- Task brief
Copy out the lines that include the word "styles".

- Material
[start]

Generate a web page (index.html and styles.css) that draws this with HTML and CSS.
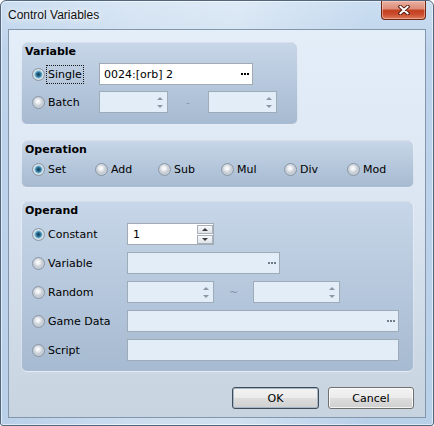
FILE: index.html
```html
<!DOCTYPE html>
<html lang="en">
<head>
<meta charset="utf-8">
<title>Control Variables</title>
<link rel="stylesheet" href="styles.css">
</head>
<body>
<div class="window">
  <div class="titlebar">
    <span class="title">Control Variables</span>
    <button class="close" type="button" aria-label="Close">
      <svg width="12" height="10" viewBox="0 0 12 10">
        <path d="M2.2 1.6 L9.8 8.4 M9.8 1.6 L2.2 8.4" stroke="#4a140a" stroke-width="3.8" stroke-linecap="round"/>
        <path d="M2.2 1.6 L9.8 8.4 M9.8 1.6 L2.2 8.4" stroke="#ffffff" stroke-width="2" stroke-linecap="round"/>
      </svg>
    </button>
  </div>

  <div class="client">
    <section class="group group-variable">
      <h3 class="group-title">Variable</h3>
      <div class="rows">
        <div class="row">
          <label class="option option-short"><input type="radio" name="target" checked><span class="focused">Single</span></label>
          <div class="field w154"><span>0024:[orb] 2</span><span class="dots"></span></div>
        </div>
        <div class="row">
          <label class="option option-short"><input type="radio" name="target"><span>Batch</span></label>
          <div class="spin disabled w69"><span class="arrows"><i class="up"></i><i class="down"></i></span></div>
          <span class="range-sep w40">-</span>
          <div class="spin disabled w69"><span class="arrows"><i class="up"></i><i class="down"></i></span></div>
        </div>
      </div>
    </section>

    <section class="group group-operation">
      <h3 class="group-title">Operation</h3>
      <div class="ops">
        <label class="option"><input type="radio" name="op" checked><span>Set</span></label>
        <label class="option"><input type="radio" name="op"><span>Add</span></label>
        <label class="option"><input type="radio" name="op"><span>Sub</span></label>
        <label class="option"><input type="radio" name="op"><span>Mul</span></label>
        <label class="option"><input type="radio" name="op"><span>Div</span></label>
        <label class="option"><input type="radio" name="op"><span>Mod</span></label>
      </div>
    </section>

    <section class="group group-operand">
      <h3 class="group-title">Operand</h3>
      <div class="rows rows-operand">
        <div class="row">
          <label class="option option-long"><input type="radio" name="src" checked><span>Constant</span></label>
          <div class="spin w87">
            <span class="spin-value">1</span>
            <span class="spin-buttons">
              <span class="spin-btn"><i class="up"></i></span>
              <span class="spin-btn"><i class="down"></i></span>
            </span>
          </div>
        </div>
        <div class="row">
          <label class="option option-long"><input type="radio" name="src"><span>Variable</span></label>
          <div class="field disabled w153"><span></span><span class="dots"></span></div>
        </div>
        <div class="row">
          <label class="option option-long"><input type="radio" name="src"><span>Random</span></label>
          <div class="spin disabled w87"><span class="arrows"><i class="up"></i><i class="down"></i></span></div>
          <span class="range-sep w39">~</span>
          <div class="spin disabled w87"><span class="arrows"><i class="up"></i><i class="down"></i></span></div>
        </div>
        <div class="row">
          <label class="option option-long"><input type="radio" name="src"><span>Game Data</span></label>
          <div class="field disabled w272"><span></span><span class="dots"></span></div>
        </div>
        <div class="row">
          <label class="option option-long"><input type="radio" name="src"><span>Script</span></label>
          <div class="field disabled w272"></div>
        </div>
      </div>
    </section>

    <div class="actions">
      <button class="btn btn-default" type="button">OK</button>
      <button class="btn" type="button">Cancel</button>
    </div>
  </div>
</div>
</body>
</html>
```

FILE: styles.css
```css
* { box-sizing: border-box; }

html, body { margin: 0; padding: 0; }

body {
  width: 434px;
  height: 426px;
  overflow: hidden;
  font-family: "DejaVu Sans", Verdana, sans-serif;
  font-size: 11px;
  color: #000;
  background: #ffffff;
}

/* ---- window frame ---- */
.window {
  width: 434px;
  height: 426px;
  display: flex;
  flex-direction: column;
  border: 1px solid #52667d;
  border-radius: 6px 6px 3px 3px;
  overflow: hidden;
  background:
    linear-gradient(90deg, rgba(255,255,255,0) 0%, rgba(255,255,255,.28) 30%, rgba(255,255,255,.35) 55%, rgba(255,255,255,0) 85%),
    linear-gradient(#cbdef1, #bdd3eb 12%, #b9d0e9 100%);
  box-shadow: inset 0 0 0 1px rgba(255,255,255,.55);
}

.titlebar {
  height: 28px;
  flex: none;
  display: flex;
  align-items: flex-start;
  padding: 0 7px;
}

.title {
  margin-top: 7px;
  font-family: "Liberation Sans", Arial, sans-serif;
  font-size: 12px;
  line-height: 14px;
  color: #111;
  text-shadow: 0 0 5px #fff, 0 0 9px rgba(255,255,255,.9);
}

.close {
  margin-left: auto;
  margin-top: -1px;
  width: 45px;
  height: 20px;
  padding: 0;
  display: flex;
  align-items: center;
  justify-content: center;
  border: 1px solid #6e2618;
  border-top-color: #8d3d2c;
  border-radius: 0 0 4px 4px;
  background: linear-gradient(#eab0a2 0%, #dc8a76 45%, #c3411f 50%, #c84a2b 72%, #df7b5b 100%);
  box-shadow: inset 0 0 0 1px rgba(255,220,210,.45);
}

/* ---- client area ---- */
.client {
  flex: 1;
  margin: 0 7px 7px;
  border: 1px solid #8396ab;
  background: linear-gradient(#e4eef9 0%, #dce7f3 40%, #c7d3df 100%);
  padding: 12px 11px 0 12px;
  display: flex;
  flex-direction: column;
}

.group {
  border: 1px solid rgba(255,255,255,.55);
  border-radius: 6px;
  padding: 2px 3px 0;
  background: linear-gradient(#c7d6e8, #a6bad1);
}

.group-variable { width: 277px; height: 83px; }
.group-operation { margin-top: 15px; height: 48px; }
.group-operand { margin-top: 13px; height: 171px; }

.group-title {
  margin: 0;
  font-size: 11px;
  font-weight: bold;
  line-height: 13px;
}

.rows {
  display: flex;
  flex-direction: column;
  gap: 6px;
  margin-top: 5px;
}

.rows-operand { gap: 7px; margin-top: 6px; }

.row {
  display: flex;
  align-items: center;
  height: 22px;
}

.ops {
  display: grid;
  grid-template-columns: repeat(6, 63px);
  margin-top: 4px;
  height: 15px;
  align-items: center;
}

/* ---- radio options ---- */
.option {
  display: flex;
  align-items: center;
  padding-left: 7px;
  flex: none;
  line-height: 13px;
}

.option-short { width: 74px; }
.option-long { width: 102px; }

.option span {
  padding: 2px 1px;
  border: 1px solid transparent;
}

.option span.focused { border: 1px dotted #1a1a1a; }

.option input[type="radio"] {
  -webkit-appearance: none;
  appearance: none;
  width: 13px;
  height: 13px;
  margin: 0 1px 0 0;
  flex: none;
  border-radius: 50%;
  border: 1px solid #8a97a5;
  background: radial-gradient(circle closest-side at 45% 40%, #ffffff 0%, #eef0f3 45%, #c6cdd5 100%);
}

.option input[type="radio"]:checked {
  background: radial-gradient(circle closest-side at 50% 50%, #153b54 0, #2a6a8e 2px, #6eb3d2 3.4px, #e8eef2 4.6px, #eceff2 70%, #c6cdd5 100%);
}

/* ---- fields ---- */
.field {
  display: flex;
  align-items: center;
  height: 22px;
  padding: 0 3px 0 4px;
  border: 1px solid #a2aab3;
  background: #ffffff;
}

.field.disabled {
  background: #e3edf8;
  border-color: #9eabb9;
}

.dots {
  margin-left: auto;
  width: 8px;
  height: 2px;
  background: repeating-linear-gradient(90deg, #000 0 2px, transparent 2px 3px);
}

.disabled .dots {
  background: repeating-linear-gradient(90deg, #6f7c8a 0 2px, transparent 2px 3px);
}

.w69 { width: 69px; }
.w87 { width: 87px; }
.w153 { width: 153px; }
.w154 { width: 154px; }
.w272 { width: 272px; }

.spin {
  display: flex;
  align-items: center;
  height: 22px;
  border: 1px solid #a2aab3;
  background: #ffffff;
}

.spin.disabled {
  background: #e3edf8;
  border-color: #9eabb9;
  justify-content: flex-end;
}

.spin-value { padding-left: 5px; }

.arrows {
  display: flex;
  flex-direction: column;
  align-items: center;
  gap: 5px;
  padding-right: 4px;
}

.arrows i, .spin-btn i {
  display: block;
  width: 0;
  height: 0;
  border-left: 3px solid transparent;
  border-right: 3px solid transparent;
}

.arrows i.up { border-bottom: 3px solid #8b97a4; }
.arrows i.down { border-top: 3px solid #8b97a4; }

.spin-buttons {
  margin-left: auto;
  display: flex;
  flex-direction: column;
  gap: 1px;
  align-self: stretch;
  justify-content: center;
}

.spin-btn {
  width: 16px;
  height: 9px;
  display: flex;
  align-items: center;
  justify-content: center;
  border: 1px solid #a9b1ba;
  background: linear-gradient(#f8f9fa, #dfe4e9);
}

.spin-btn i.up { border-bottom: 3px solid #3b3b3b; }
.spin-btn i.down { border-top: 3px solid #3b3b3b; }

.range-sep {
  text-align: center;
  color: #8797a8;
}

.w39 { width: 39px; }
.w40 { width: 40px; }

/* ---- dialog buttons ---- */
.actions {
  margin-top: 15px;
  display: flex;
  justify-content: flex-end;
  gap: 9px;
}

.btn {
  width: 86px;
  height: 22px;
  padding: 0;
  font-family: "DejaVu Sans", Verdana, sans-serif;
  font-size: 11px;
  color: #000;
  border: 1px solid #707070;
  border-radius: 3px;
  background: linear-gradient(#f3f3f3 0%, #ebebeb 48%, #dddddd 52%, #cfcfcf 100%);
  box-shadow: inset 0 0 0 1px rgba(255,255,255,.75);
}

.btn-default {
  width: 87px;
  border-color: #3e4b58;
  box-shadow: inset 0 0 0 1px #a5b6c6;
}
```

[end]

- Result for this exercise
Generate a web page (index.html and styles.css) that draws this with HTML and CSS.
<link rel="stylesheet" href="styles.css">
FILE: styles.css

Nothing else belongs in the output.